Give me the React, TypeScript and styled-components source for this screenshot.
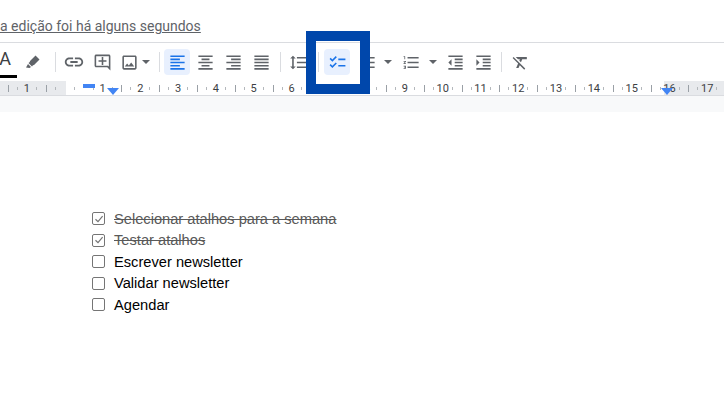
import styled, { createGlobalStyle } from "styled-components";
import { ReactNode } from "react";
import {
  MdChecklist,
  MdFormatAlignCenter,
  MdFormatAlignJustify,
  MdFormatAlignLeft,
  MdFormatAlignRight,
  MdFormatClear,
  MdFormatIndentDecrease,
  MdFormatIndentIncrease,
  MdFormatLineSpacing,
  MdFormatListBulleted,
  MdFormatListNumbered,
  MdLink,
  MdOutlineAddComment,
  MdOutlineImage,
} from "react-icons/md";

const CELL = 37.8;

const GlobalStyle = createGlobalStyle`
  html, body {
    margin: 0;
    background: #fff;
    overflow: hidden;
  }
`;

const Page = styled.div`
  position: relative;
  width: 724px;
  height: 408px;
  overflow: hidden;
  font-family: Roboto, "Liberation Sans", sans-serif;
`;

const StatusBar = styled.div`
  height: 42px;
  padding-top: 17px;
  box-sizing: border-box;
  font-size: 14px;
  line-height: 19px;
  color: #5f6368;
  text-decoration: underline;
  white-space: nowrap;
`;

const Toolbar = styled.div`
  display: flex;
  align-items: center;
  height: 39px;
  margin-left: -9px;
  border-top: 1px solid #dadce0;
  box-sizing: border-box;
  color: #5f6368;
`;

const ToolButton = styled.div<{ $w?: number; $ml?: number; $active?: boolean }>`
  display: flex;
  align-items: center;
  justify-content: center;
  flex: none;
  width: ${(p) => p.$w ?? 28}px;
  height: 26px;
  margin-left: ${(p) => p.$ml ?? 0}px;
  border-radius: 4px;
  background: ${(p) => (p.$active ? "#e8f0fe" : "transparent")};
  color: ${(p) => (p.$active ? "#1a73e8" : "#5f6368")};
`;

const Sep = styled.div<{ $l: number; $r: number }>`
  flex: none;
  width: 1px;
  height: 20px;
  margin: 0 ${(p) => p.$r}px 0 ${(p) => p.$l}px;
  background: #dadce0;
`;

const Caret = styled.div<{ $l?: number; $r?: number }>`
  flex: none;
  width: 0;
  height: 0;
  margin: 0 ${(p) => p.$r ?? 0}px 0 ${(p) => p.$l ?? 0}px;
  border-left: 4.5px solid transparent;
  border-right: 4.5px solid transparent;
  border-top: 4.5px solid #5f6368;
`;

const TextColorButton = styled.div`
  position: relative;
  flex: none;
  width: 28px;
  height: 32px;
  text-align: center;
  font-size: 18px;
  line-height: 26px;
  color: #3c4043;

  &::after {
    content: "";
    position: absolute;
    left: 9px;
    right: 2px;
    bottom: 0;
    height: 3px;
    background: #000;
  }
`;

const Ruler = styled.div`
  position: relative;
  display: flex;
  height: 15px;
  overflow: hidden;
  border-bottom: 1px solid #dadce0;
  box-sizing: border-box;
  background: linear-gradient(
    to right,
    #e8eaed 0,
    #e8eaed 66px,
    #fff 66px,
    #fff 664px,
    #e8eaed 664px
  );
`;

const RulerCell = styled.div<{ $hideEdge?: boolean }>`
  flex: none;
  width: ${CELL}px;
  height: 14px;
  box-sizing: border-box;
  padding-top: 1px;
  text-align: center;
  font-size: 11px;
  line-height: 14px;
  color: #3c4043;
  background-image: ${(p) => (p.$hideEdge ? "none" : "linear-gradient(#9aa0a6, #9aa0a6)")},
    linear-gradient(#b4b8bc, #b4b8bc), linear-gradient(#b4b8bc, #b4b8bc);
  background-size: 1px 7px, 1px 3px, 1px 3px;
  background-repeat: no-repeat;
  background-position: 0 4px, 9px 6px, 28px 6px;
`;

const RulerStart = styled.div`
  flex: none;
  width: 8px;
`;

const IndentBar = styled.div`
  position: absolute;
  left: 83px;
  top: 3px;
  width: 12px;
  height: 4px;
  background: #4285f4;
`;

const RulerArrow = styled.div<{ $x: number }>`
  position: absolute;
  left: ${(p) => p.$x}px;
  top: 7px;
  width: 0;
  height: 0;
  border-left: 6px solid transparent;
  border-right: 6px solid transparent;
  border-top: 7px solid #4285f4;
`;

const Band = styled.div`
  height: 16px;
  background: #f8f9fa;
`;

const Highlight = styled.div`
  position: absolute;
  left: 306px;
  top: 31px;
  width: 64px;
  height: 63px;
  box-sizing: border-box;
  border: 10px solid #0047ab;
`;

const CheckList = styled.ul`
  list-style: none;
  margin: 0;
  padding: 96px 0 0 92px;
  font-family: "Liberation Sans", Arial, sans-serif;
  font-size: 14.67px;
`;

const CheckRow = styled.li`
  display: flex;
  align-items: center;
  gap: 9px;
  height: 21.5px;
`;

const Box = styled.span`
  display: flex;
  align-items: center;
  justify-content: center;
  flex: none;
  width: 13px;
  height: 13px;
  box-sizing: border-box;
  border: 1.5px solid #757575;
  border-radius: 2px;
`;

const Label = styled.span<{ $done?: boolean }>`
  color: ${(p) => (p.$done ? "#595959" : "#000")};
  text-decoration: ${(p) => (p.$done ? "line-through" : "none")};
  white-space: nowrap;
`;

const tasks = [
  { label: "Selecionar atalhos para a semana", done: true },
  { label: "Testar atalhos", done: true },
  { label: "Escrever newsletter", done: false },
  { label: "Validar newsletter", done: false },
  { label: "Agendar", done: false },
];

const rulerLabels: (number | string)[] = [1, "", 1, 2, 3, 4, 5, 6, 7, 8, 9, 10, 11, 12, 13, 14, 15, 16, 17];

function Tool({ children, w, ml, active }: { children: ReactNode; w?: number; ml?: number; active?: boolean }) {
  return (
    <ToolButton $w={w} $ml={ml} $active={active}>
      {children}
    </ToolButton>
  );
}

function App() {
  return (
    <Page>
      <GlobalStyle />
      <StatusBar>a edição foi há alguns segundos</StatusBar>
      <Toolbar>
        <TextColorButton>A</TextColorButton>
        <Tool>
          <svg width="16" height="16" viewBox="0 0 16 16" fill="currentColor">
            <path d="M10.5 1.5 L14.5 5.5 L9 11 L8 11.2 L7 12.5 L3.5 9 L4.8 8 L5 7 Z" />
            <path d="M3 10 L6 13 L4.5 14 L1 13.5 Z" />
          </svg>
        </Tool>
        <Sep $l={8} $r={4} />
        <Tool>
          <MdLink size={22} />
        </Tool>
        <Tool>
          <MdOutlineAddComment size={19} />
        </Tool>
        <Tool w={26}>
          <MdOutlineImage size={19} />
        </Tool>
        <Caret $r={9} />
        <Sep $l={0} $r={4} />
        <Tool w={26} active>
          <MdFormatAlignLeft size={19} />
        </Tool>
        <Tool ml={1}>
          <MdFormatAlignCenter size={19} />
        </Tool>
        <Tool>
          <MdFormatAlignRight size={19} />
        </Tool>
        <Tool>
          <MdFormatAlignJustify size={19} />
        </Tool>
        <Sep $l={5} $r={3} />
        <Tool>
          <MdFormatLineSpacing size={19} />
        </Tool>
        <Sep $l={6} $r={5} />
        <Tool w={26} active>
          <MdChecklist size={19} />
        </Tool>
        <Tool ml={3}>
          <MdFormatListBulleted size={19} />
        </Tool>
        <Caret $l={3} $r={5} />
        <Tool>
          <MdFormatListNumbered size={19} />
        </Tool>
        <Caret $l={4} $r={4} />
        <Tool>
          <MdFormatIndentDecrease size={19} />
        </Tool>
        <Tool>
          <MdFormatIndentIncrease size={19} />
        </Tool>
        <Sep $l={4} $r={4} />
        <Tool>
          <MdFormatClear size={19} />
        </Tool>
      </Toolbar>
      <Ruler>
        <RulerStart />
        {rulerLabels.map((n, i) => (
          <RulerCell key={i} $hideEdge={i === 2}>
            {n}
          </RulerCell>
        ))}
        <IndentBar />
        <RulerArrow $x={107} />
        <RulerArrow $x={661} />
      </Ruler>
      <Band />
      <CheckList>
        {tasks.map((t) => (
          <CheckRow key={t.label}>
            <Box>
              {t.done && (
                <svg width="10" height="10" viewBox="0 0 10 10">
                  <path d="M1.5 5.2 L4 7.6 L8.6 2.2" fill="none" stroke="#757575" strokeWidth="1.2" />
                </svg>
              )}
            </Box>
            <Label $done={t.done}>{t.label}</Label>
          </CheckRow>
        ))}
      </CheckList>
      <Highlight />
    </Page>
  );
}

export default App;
····················
▶ What is needed: Find how many lines hold the string "components", and state that number alone.

▶ Written answer: 2